> [TO DO]
Output exactly the lines from the first line of the records below through the line containing "const selected = 1;", both included, leaving out any pictures.
• • •
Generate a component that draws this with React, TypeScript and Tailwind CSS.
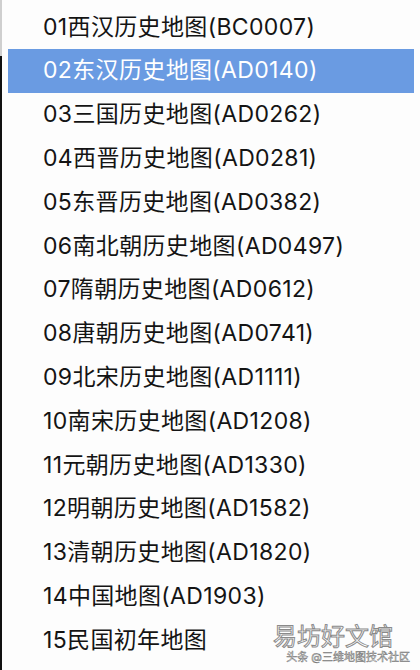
import React from 'react';

const maps = [
  '01西汉历史地图(BC0007)',
  '02东汉历史地图(AD0140)',
  '03三国历史地图(AD0262)',
  '04西晋历史地图(AD0281)',
  '05东晋历史地图(AD0382)',
  '06南北朝历史地图(AD0497)',
  '07隋朝历史地图(AD0612)',
  '08唐朝历史地图(AD0741)',
  '09北宋历史地图(AD1111)',
  '10南宋历史地图(AD1208)',
  '11元朝历史地图(AD1330)',
  '12明朝历史地图(AD1582)',
  '13清朝历史地图(AD1820)',
  '14中国地图(AD1903)',
  '15民国初年地图',
];

const selected = 1;

export default function App() {
  return (
    <div
      className="relative flex h-[670px] w-[420px] overflow-hidden bg-[#fdfdfd]"
      style={{ fontFamily: 'Inter, "Noto Sans CJK SC", sans-serif' }}
    >
      {/* left window edge */}
      <div className="flex w-[2px] flex-col">
        <div className="h-[56px] bg-[#cfcfcf]" />
        <div className="flex-1 bg-[#111]" />
      </div>

      <ul className="flex flex-1 flex-col pt-[5px] pl-[6px] pr-[6px]">
        {maps.map((m, i) => (
          <li
            key={m}
            className={
              i === selected
                ? 'flex h-[43.8px] items-center bg-[#6a9be2] pl-[35px] text-[23px] tracking-[0.35px] text-white'
                : 'flex h-[43.8px] items-center pl-[35px] text-[23px] tracking-[0.35px] text-[#141414]'
            }
          >
            {m}
          </li>
        ))}
      </ul>

      {/* watermark */}
      <div className="absolute right-[10px] bottom-[7px] flex flex-col items-end">
        <span className="mr-[17px] text-[24px] leading-none text-white [-webkit-text-stroke:1px_#8a8a8a]">
          易坊好文馆
        </span>
        <span className="mt-[3px] text-[11px] leading-none text-[#f4f4f4] [-webkit-text-stroke:0.5px_#777]">
          头条 @三维地图技术社区
        </span>
      </div>
    </div>
  );
}
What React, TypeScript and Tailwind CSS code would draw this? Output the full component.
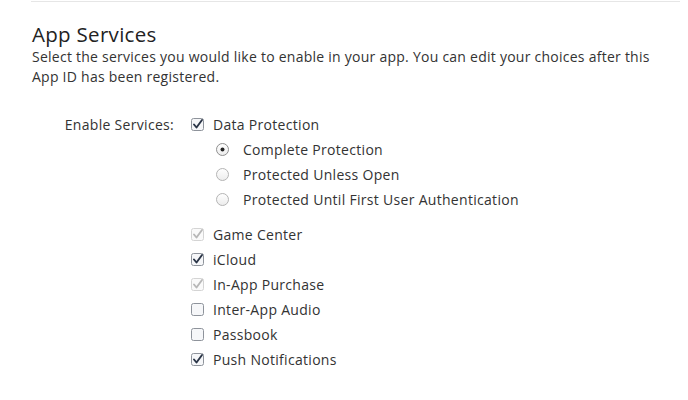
import React from "react";

function Check({ checked, disabled }: { checked?: boolean; disabled?: boolean }) {
  return (
    <svg width="13" height="13" viewBox="0 0 13 13" className="shrink-0">
      <rect x="0.5" y="0.5" width="12" height="12" rx="2" fill={disabled ? "#fafafa" : "#f6f7f9"} stroke={disabled ? "#d4d4d4" : "#8e939b"} />
      {checked && (
        <path d="M3 6.5 L5.5 9.5 L11 2" fill="none" stroke={disabled ? "#b8b8b8" : "#2a3547"} strokeWidth="1.9" strokeLinecap="round" strokeLinejoin="round" />
      )}
    </svg>
  );
}

function Radio({ checked }: { checked?: boolean }) {
  return (
    <svg width="13" height="13" viewBox="0 0 13 13" className="shrink-0">
      <defs>
        <linearGradient id="rg" x1="0" y1="0" x2="0" y2="1">
          <stop offset="0" stopColor="#ffffff" />
          <stop offset="1" stopColor="#ececec" />
        </linearGradient>
      </defs>
      <circle cx="6.5" cy="6.5" r="6" fill="url(#rg)" stroke={checked ? "#8f8f8f" : "#b4b4b4"} />
      {checked && <circle cx="6.5" cy="6.5" r="2" fill="#222" />}
    </svg>
  );
}

const services = [
  { name: "Game Center", checked: true, disabled: true },
  { name: "iCloud", checked: true },
  { name: "In-App Purchase", checked: true, disabled: true },
  { name: "Inter-App Audio" },
  { name: "Passbook" },
  { name: "Push Notifications", checked: true },
];

export default function App() {
  return (
    <div className="w-[688px] h-[400px] bg-white text-[#333] font-['Open_Sans',sans-serif] overflow-hidden">
      <div className="ml-[31px] mr-[8px] border-t border-[#e6e6e6] mt-[1px]" />
      <div className="pl-[32px] pt-[20px]">
        <h2 className="text-[20.5px] leading-[24px] tracking-[0.3px] text-[#222]">App Services</h2>
        <p className="text-[14px] leading-[20px] tracking-[0.25px] w-[626px] mt-[1px]">
          Select the services you would like to enable in your app. You can edit your choices after this App ID has been registered.
        </p>
      </div>
      <div className="flex mt-[25px] text-[14px] leading-[25px] tracking-[0.3px]">
        <div className="w-[174px] text-right">Enable Services:</div>
        <div className="ml-[17px] flex flex-col">
          <label className="flex items-center gap-[9px] h-[25px]">
            <Check checked />
            <span>Data Protection</span>
          </label>
          <div className="pl-[25px] flex flex-col">
            <label className="flex items-center gap-[14px] h-[25px]">
              <Radio checked />
              <span>Complete Protection</span>
            </label>
            <label className="flex items-center gap-[14px] h-[25px]">
              <Radio />
              <span>Protected Unless Open</span>
            </label>
            <label className="flex items-center gap-[14px] h-[25px]">
              <Radio />
              <span>Protected Until First User Authentication</span>
            </label>
          </div>
          <div className="flex flex-col mt-[10px]">
            {services.map((s) => (
              <label key={s.name} className="flex items-center gap-[9px] h-[25px]">
                <Check checked={s.checked} disabled={s.disabled} />
                <span>{s.name}</span>
              </label>
            ))}
          </div>
        </div>
      </div>
    </div>
  );
}
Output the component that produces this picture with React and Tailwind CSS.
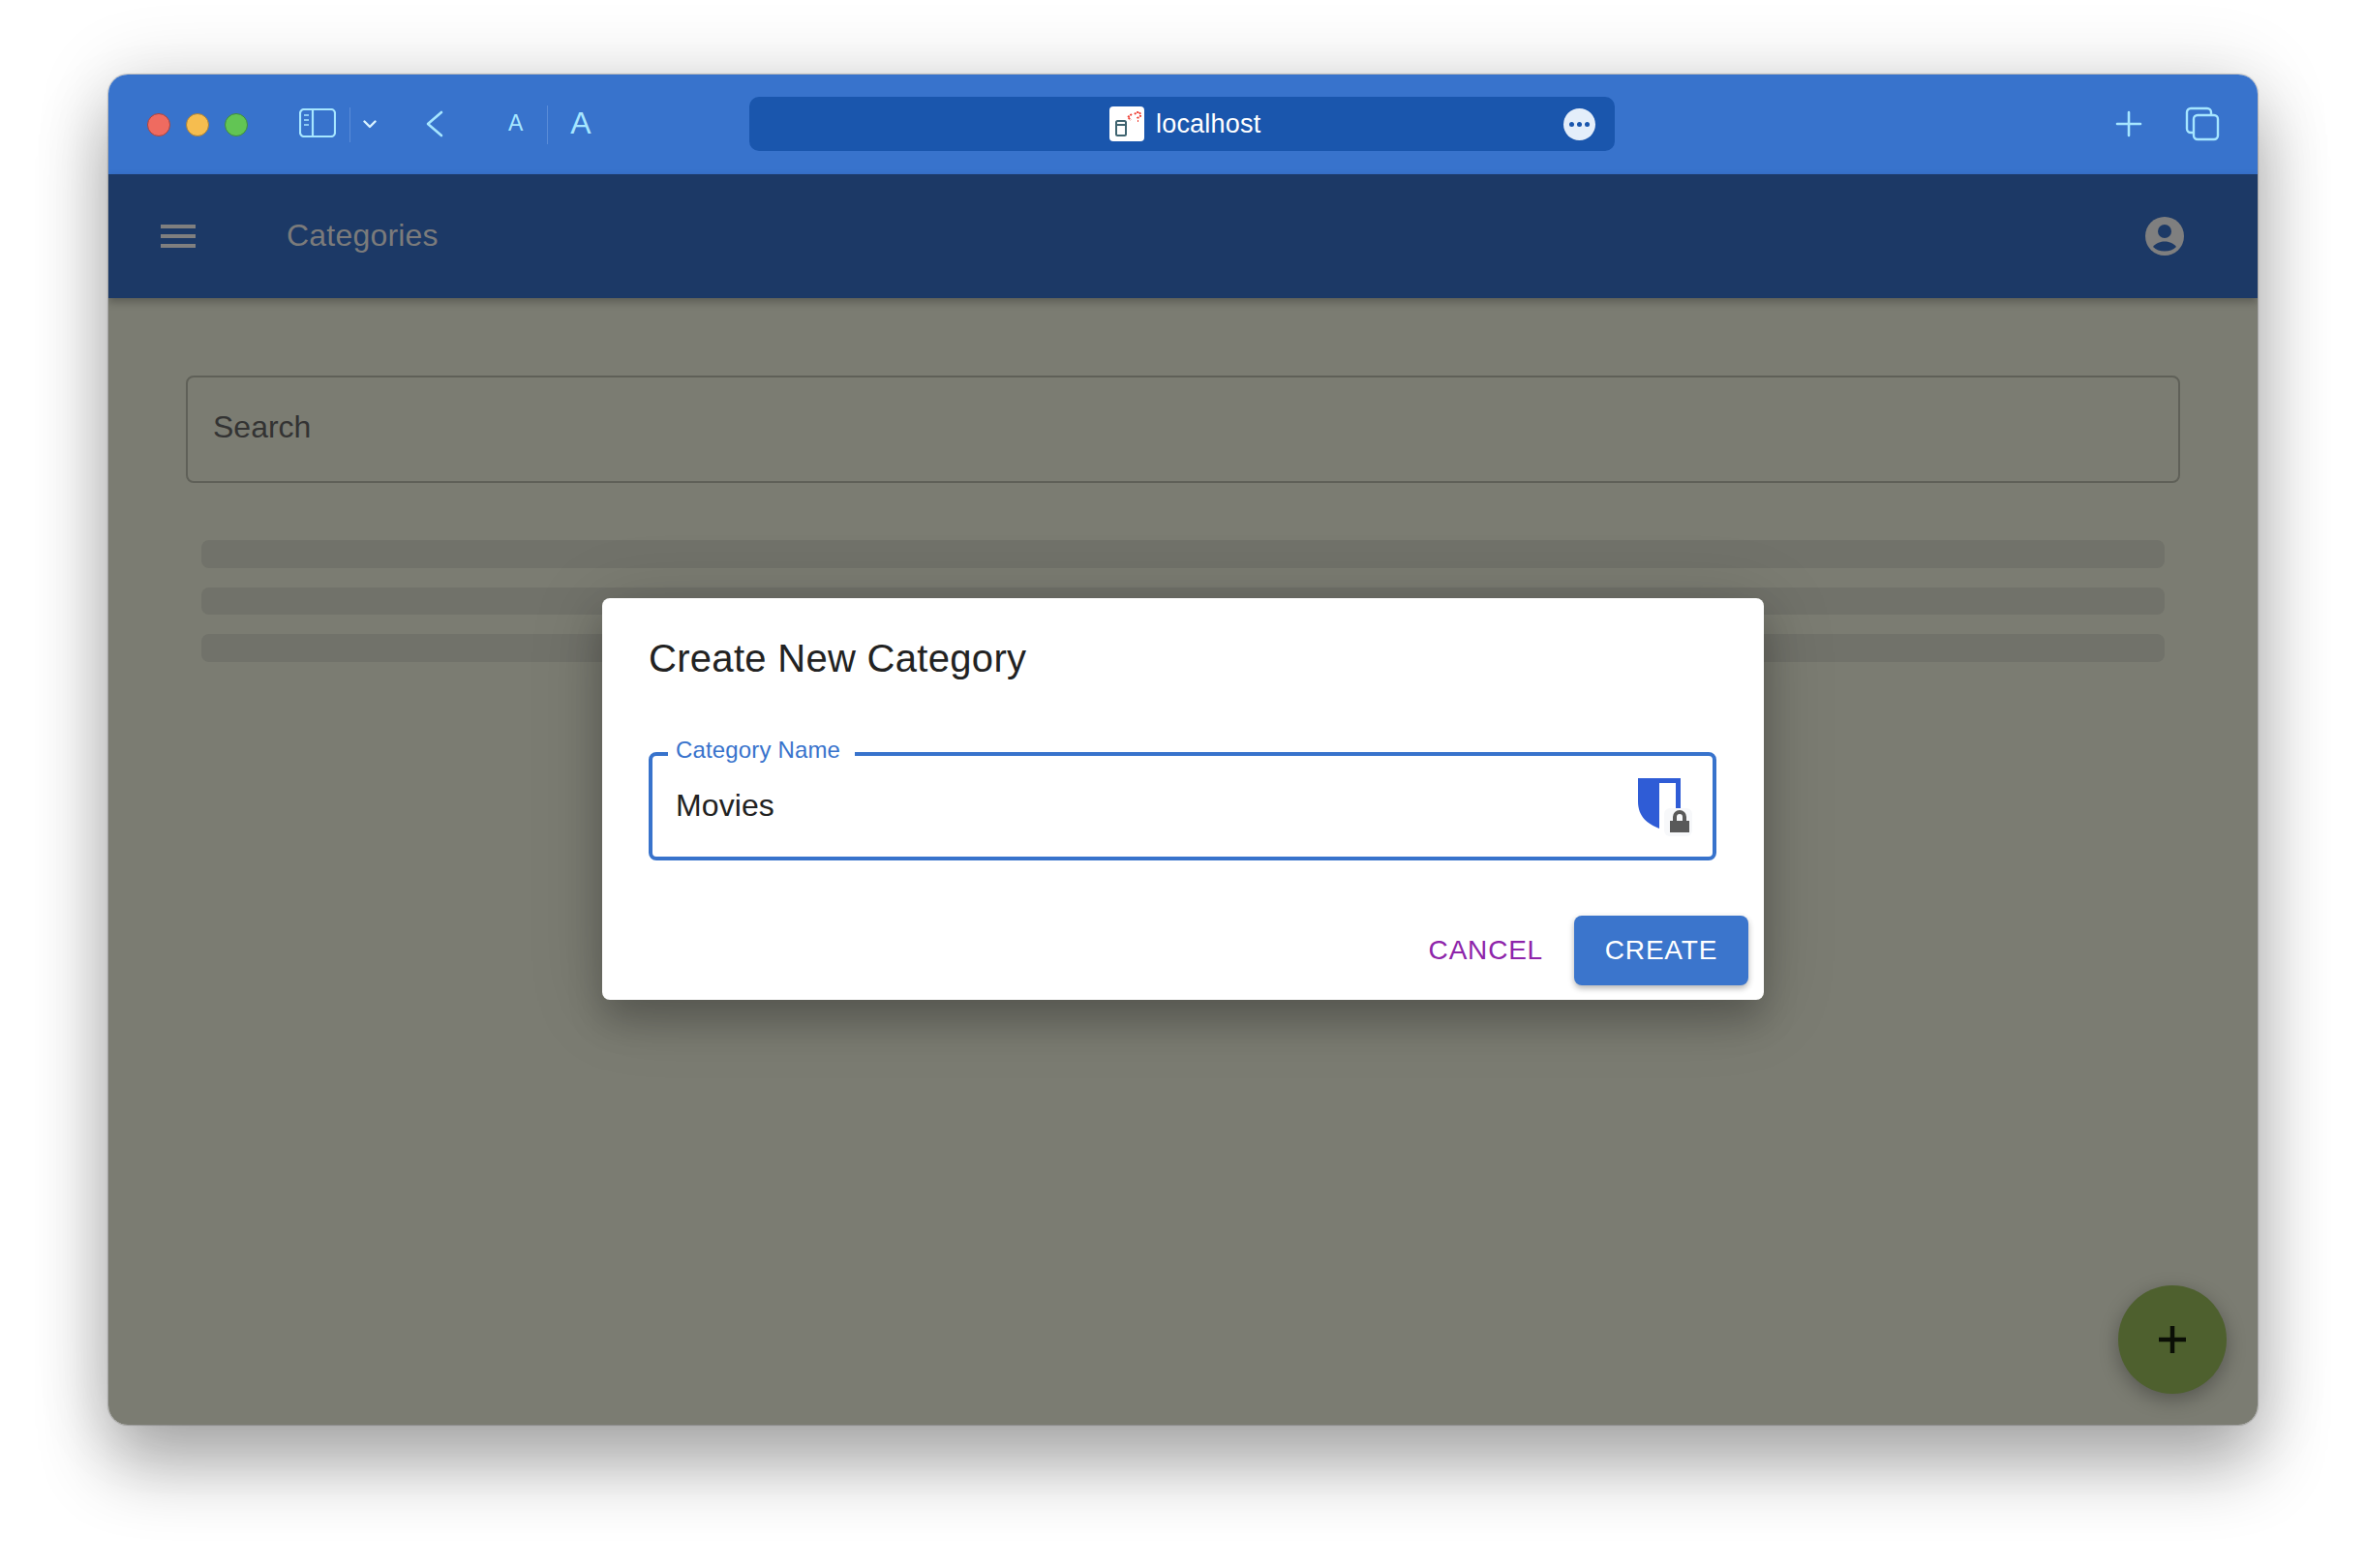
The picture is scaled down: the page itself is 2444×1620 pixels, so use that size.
• • •
> [OUTPUT FOR THIS TASK]
Generate a component that draws this with React, TypeScript and Tailwind CSS.
import React from 'react';

const maps = [
  '01西汉历史地图(BC0007)',
  '02东汉历史地图(AD0140)',
  '03三国历史地图(AD0262)',
  '04西晋历史地图(AD0281)',
  '05东晋历史地图(AD0382)',
  '06南北朝历史地图(AD0497)',
  '07隋朝历史地图(AD0612)',
  '08唐朝历史地图(AD0741)',
  '09北宋历史地图(AD1111)',
  '10南宋历史地图(AD1208)',
  '11元朝历史地图(AD1330)',
  '12明朝历史地图(AD1582)',
  '13清朝历史地图(AD1820)',
  '14中国地图(AD1903)',
  '15民国初年地图',
];

const selected = 1;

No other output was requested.